Trudno pisać o fabule tej książki. Chociaż bohater w poszukiwaniu Lingshan (tytułowa Góra Duszy) odwiedza kolejne miejscowości i spotyka na swej drodze różnych ludzi, to opowieść przede wszystkim o podróży w głąb siebie. Autor nieustannie stawia sobie pytania o charakterze filozoficznym, a sporą część książki obejmują teoretyczne rozważania o sztuce, świadomości autora, istocie tworzenia.
Powieść składa się z krótkich kilkustronicowych rozdziałów, które tylko sporadycznie kierują fabułę naprzód, w większości zaś koncentrują się na zasłyszanych po drodze historiach, wyśpiewanych legendach, pełnych symboliki poetyckich przypowieściach. Gao jest przy tym mistrzem plastycznego opisu. Czytając tę książkę Chiny się widzi, słyszy i czuje.
Zaskoczyła mnie w tej książce spora ilość gwałtów i innych przejawów agresji seksualnej, zarówno w dawnych opowieściach, jak i we współczesnych historiach. Podrzędna rola kobiety w kulturze chińskiej nie jest niczym nowym, ale przemoc seksualna u Gao pojawia się wręcz co parę stron, co poważnie daje do myślenia.

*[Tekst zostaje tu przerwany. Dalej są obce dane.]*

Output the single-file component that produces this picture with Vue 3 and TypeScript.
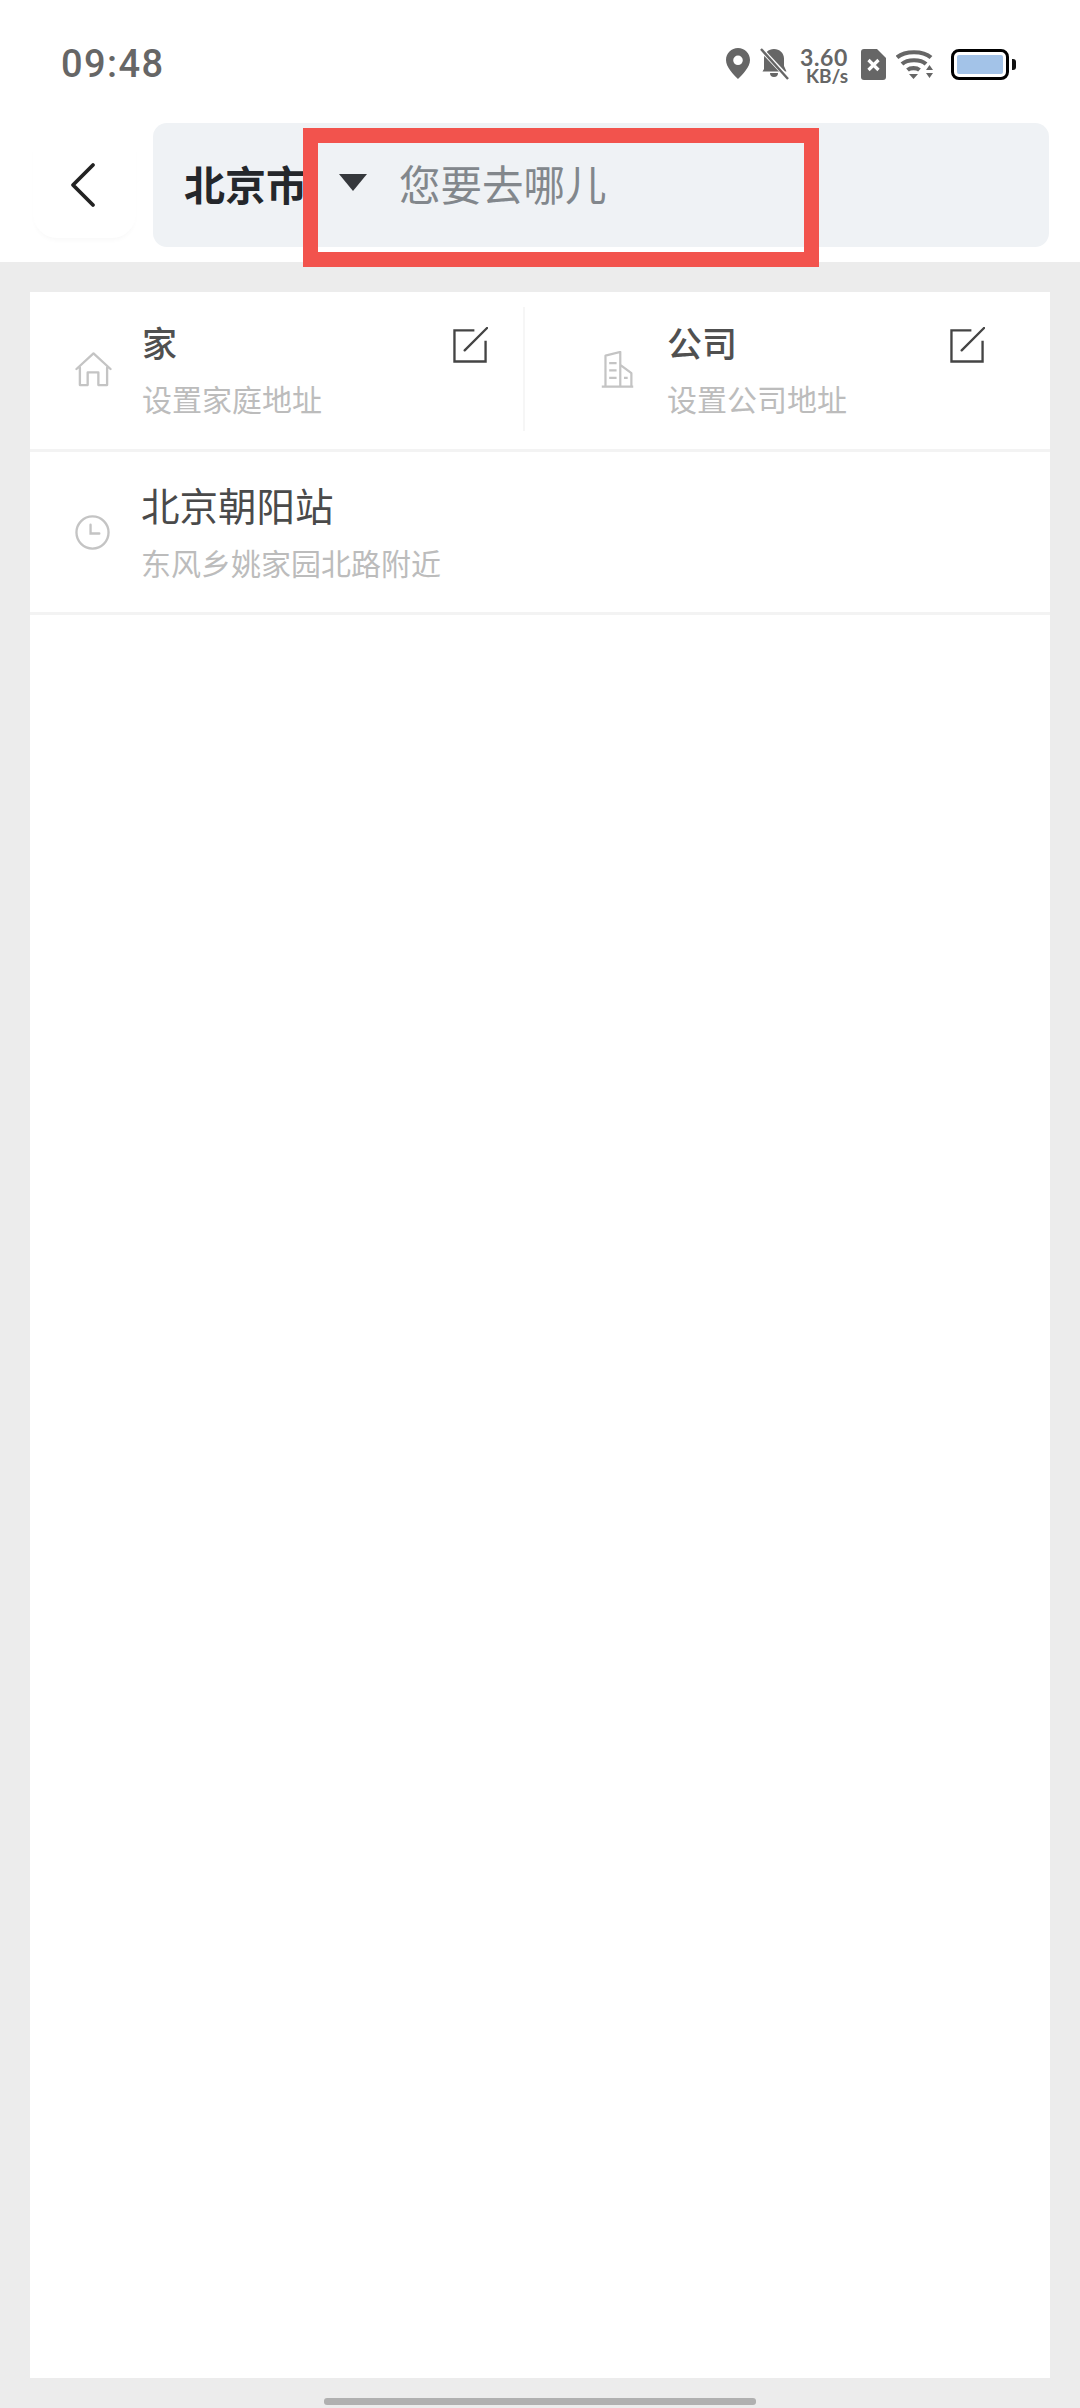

Polityki w tej powieści niewiele, w tle przebijają się jedynie okazjonalnie wzmianki o rewolucji kulturalnej czy przymusowej reedukacji. W toku lektury od razu jednak rzuca się w oczy wszechobecna biurokracja i ingerencja władz w praktycznie wszystkie obszary życia obywateli.
Podsumowując, „Góra duszy”, chociaż pełna barwnych opowieści, interesujących ludzi i miejsc, to przede wszystkim traktat filozoficzny, książka o poszukiwaniu celu, który nie zawsze dane jest nam odnaleźć.